Fine Properties, Inc.
- Formerly: Adelfa Properties, Inc.
- Company type: Private
- Industry: Holding
- Founded: 1982; 44 years ago
- Headquarters: Las Piñas, Philippines
- Area served: Philippines
- Key people: Manny Villar (principal shareholder); Cynthia Javarez (President); Paolo Villar (Director) ;
- Owner: Hollinger Holdings Corp.
- Subsidiaries: Villar Land; Vista Land;

= Fine Properties =

Filipino holding company

Fine Properties (officially Fine Properties, Inc.) is a Filipino privately held investment company based in Las Piñas, owned by the family of Manny Villar. It acts as a major holding company in the Villar Group of Companies, serving as the principal shareholder of publicly-listed real estate companies Vista Land and Villar Land.

== History ==
Fine Properties was incorporated in 1982 to serve as a holding company for the interests of Manny Villar and his family.

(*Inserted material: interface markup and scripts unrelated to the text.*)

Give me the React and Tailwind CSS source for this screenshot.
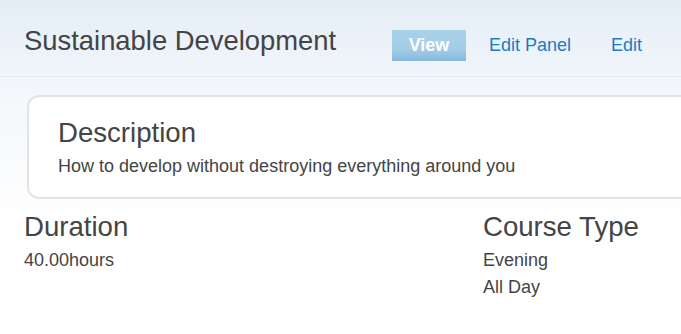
export default function App() {
  return (
    <div className="w-[681px] h-[334px] overflow-hidden bg-[linear-gradient(to_bottom,#e4edf6_0px,#f3f7fb_90px,#ffffff_230px)] font-['Liberation_Sans',Arial,sans-serif] text-[#444444]">
      <header className="flex items-start pl-[24px] pt-[26px] pb-[15px] border-b border-[#e1e8ef]">
        <h1 className="w-[368px] shrink-0 text-[27.4px] leading-[30px] font-normal text-[#444444]">
          Sustainable Development
        </h1>
        <nav className="flex items-center mt-[4px] text-[18px]">
          <span className="h-[31px] w-[74px] flex items-center justify-center bg-[linear-gradient(to_bottom,#a9d1e9_0%,#a3cde7_60%,#86bade_100%)] text-white font-bold">
            View
          </span>
          <a className="ml-[6px] h-[31px] flex items-center px-[17px] text-[#1b7cc8]">Edit Panel</a>
          <a className="ml-[6px] h-[31px] flex items-center px-[17px] text-[#1b7cc8]">Edit</a>
        </nav>
      </header>
      <section className="ml-[27px] mt-[18px] w-[720px] bg-white border-2 border-[#e3e3e3] rounded-[12px] pl-[29px] pt-[21px] pb-[17px]">
        <h2 className="text-[27.6px] leading-[30px] font-normal">Description</h2>
        <p className="mt-[5px] text-[18px] leading-[27px]">
          How to develop without destroying everything around you
        </p>
      </section>
      <div className="grid grid-cols-[459px_1fr] pl-[24px] mt-[13px]">
        <div>
          <h2 className="text-[27.6px] leading-[30px] font-normal">Duration</h2>
          <p className="mt-[5px] text-[18px] leading-[27px]">40.00hours</p>
        </div>
        <div>
          <h2 className="text-[27.6px] leading-[30px] font-normal">Course Type</h2>
          <div className="mt-[5px] text-[18px] leading-[27px]">
            <p>Evening</p>
            <p>All Day</p>
          </div>
        </div>
      </div>
    </div>
  );
}
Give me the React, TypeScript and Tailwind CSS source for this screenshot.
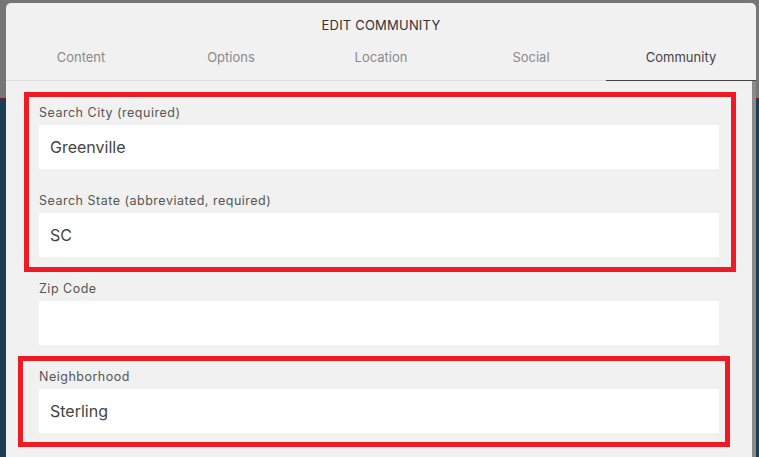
import React from 'react';

const tabs = ['Content', 'Options', 'Location', 'Social', 'Community'];

function Field({ label, value, last }: { label: string; value: string; last?: boolean }) {
  return (
    <div className={last ? '' : 'mb-[23px]'}>
      <div className="text-[12.5px] leading-[18px] tracking-[0.5px] text-[#555] mb-[3px]">{label}</div>
      <div className="h-[44px] bg-white flex items-center pl-[11px] text-[16px] text-[#444]">{value}</div>
    </div>
  );
}

export default function App() {
  return (
    <div className="relative w-[759px] h-[457px] overflow-hidden bg-[#777]" style={{ fontFamily: 'Inter, "Open Sans", sans-serif' }}>
      {/* page behind the dialog */}
      <div className="flex flex-col h-full">
        <div className="h-[98px] bg-[#767676]" />
        <div className="h-[2px] bg-[#7a1a1f]" />
        <div className="flex-1 bg-[#1e3d52]" />
      </div>

      {/* dialog */}
      <div className="absolute left-[6px] top-[3px] w-[750px] h-[460px] flex flex-col">
        <div className="bg-[#f1f1f1] rounded-t-[5px] border-b border-[#dcdcdc]">
          <div className="h-[43px] flex items-center justify-center pt-[2px] text-[13px] text-[#333] tracking-[0.2px]">
            EDIT COMMUNITY
          </div>
          <div className="flex h-[34px]">
            {tabs.map((t) => (
              <div
                key={t}
                className={
                  t === 'Community'
                    ? 'flex-1 flex items-center justify-center pb-[10px] text-[13px] text-[#444] border-b border-[#444] -mb-px'
                    : 'flex-1 flex items-center justify-center pb-[10px] text-[13px] text-[#8a8a8a]'
                }
              >
                {t}
              </div>
            ))}
          </div>
        </div>

        <div className="flex flex-1">
          <div className="flex-1 bg-[#f1f1f1] pt-[23px] px-[33px]">
            <div className="-mt-[12px] -ml-[15px] -mr-[17px] mb-[8px] border-[5px] border-[#ed1c24] pt-[7px] pl-[10px] pr-[12px] pb-[10px]">
              <Field label="Search City (required)" value="Greenville" />
              <Field label="Search State (abbreviated, required)" value="SC" last />
            </div>
            <Field label="Zip Code" value="" />
            <div className="-mt-[12px] -ml-[21px] -mr-[11px] border-[5px] border-[#ed1c24] pt-[7px] pl-[16px] pr-[6px] pb-[9px]">
              <Field label="Neighborhood" value="Sterling" last />
            </div>
          </div>
          <div className="w-[4px] bg-[#8a8a8a]" />
        </div>
      </div>
    </div>
  );
}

In April 2013, the Philippine Center for Investigative Journalism (PCIJ) revealed the Villar family's ownership of British Virgin Islands-based holding company Awesome Dragon Holdings Limited. While Villar claimed that Awesome Dragon Holdings was owned by Fine Properties, the PCIJ stated that Villar himself was named in the company data sheet as the beneficial owner.

In May 2023, a summary of tax delinquents prepared by the Las Piñas city assessor's office showed Fine Properties failing to pay real property taxes from 2018.

In October 2024, Fine Properties subsidiary Villar Land purchased 396.88 hectares of prime land in Villar City, partly through the full acquisition of sister companies Chalgrove Properties, Inc. and Los Valores Corporation, making them second-tier subsidiaries thereof, and partly by acquiring Fine Properties sister company Althorp Land Holdings, Inc.

In March 2026, a certain landowner identifying as from the Alonzo family in Molino VI, Bacoor, Cavite, alleged that Cynthia Villar claimed ownership of the Moonwalk Property, which the family had lived on and tilled as farmland, with Villar personally coming into their property and telling them that "nabili ko na 'to" (I've already bought this), despite their existing land title. He also claimed that security guards affiliated with the group allegedly broke their fences and that their property was being surveyed from end to end during the construction of a bypass road parallel to the Zapote River. Villar denied claims she purchased the Moonwalk Property, stating that a certain Moonwalk Development and Housing Corporation owned it for ≥38 years until Fine Properties acquired it from Moonwalk. Villar added that the lots the Alonzo family had lived on were rezoned as non-agricultural prior to the enactment of the Comprehensive Agrarian Reform Program, and that Alonzo was party to a dispute that resolved in favor of Moonwalk.

== Subsidiaries ==
=== Awesome Dragon Holdings ===
Awesome Dragon Holdings Limited is a dormant shell company owned by Fine Properties, founded in 2007 to serve as a ready corporate vehicle for any strategic multinational business opportunity for the Villar Group.